_INPUT MATERIAL_.
----------
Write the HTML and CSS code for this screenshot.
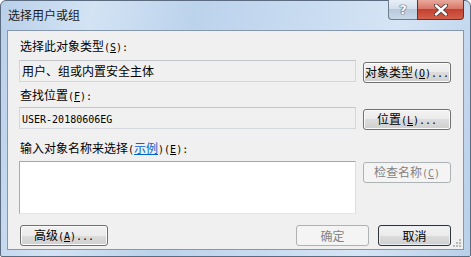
----------
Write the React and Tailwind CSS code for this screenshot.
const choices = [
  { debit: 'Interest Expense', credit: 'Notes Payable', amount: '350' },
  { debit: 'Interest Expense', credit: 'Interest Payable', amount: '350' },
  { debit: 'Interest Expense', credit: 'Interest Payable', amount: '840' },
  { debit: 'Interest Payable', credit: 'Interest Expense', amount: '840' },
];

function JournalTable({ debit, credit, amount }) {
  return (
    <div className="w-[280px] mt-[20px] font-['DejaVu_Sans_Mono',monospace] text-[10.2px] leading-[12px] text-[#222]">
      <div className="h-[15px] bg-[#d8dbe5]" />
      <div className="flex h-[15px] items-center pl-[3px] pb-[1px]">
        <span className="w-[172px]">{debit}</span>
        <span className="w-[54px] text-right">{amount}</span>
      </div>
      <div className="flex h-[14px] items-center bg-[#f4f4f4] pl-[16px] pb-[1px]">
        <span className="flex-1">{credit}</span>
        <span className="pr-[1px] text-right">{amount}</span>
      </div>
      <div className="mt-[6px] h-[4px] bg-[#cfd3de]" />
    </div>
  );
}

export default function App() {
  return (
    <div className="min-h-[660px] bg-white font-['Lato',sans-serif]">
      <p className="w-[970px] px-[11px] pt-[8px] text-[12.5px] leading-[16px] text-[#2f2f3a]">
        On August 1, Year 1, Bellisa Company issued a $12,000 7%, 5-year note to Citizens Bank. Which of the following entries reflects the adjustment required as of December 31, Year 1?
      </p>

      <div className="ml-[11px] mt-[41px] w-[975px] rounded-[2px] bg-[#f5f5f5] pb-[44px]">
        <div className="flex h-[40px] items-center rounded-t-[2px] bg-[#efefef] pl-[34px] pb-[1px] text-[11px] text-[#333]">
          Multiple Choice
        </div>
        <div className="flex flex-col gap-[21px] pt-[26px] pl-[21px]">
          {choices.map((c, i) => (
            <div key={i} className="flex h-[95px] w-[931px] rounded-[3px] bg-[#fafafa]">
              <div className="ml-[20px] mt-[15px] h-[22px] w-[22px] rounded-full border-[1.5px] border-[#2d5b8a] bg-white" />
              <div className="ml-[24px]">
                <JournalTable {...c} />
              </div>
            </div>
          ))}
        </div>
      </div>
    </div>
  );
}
----------
Where a line above contains the string "Write", copy that line.

Write the HTML and CSS code for this screenshot.
Write the React and Tailwind CSS code for this screenshot.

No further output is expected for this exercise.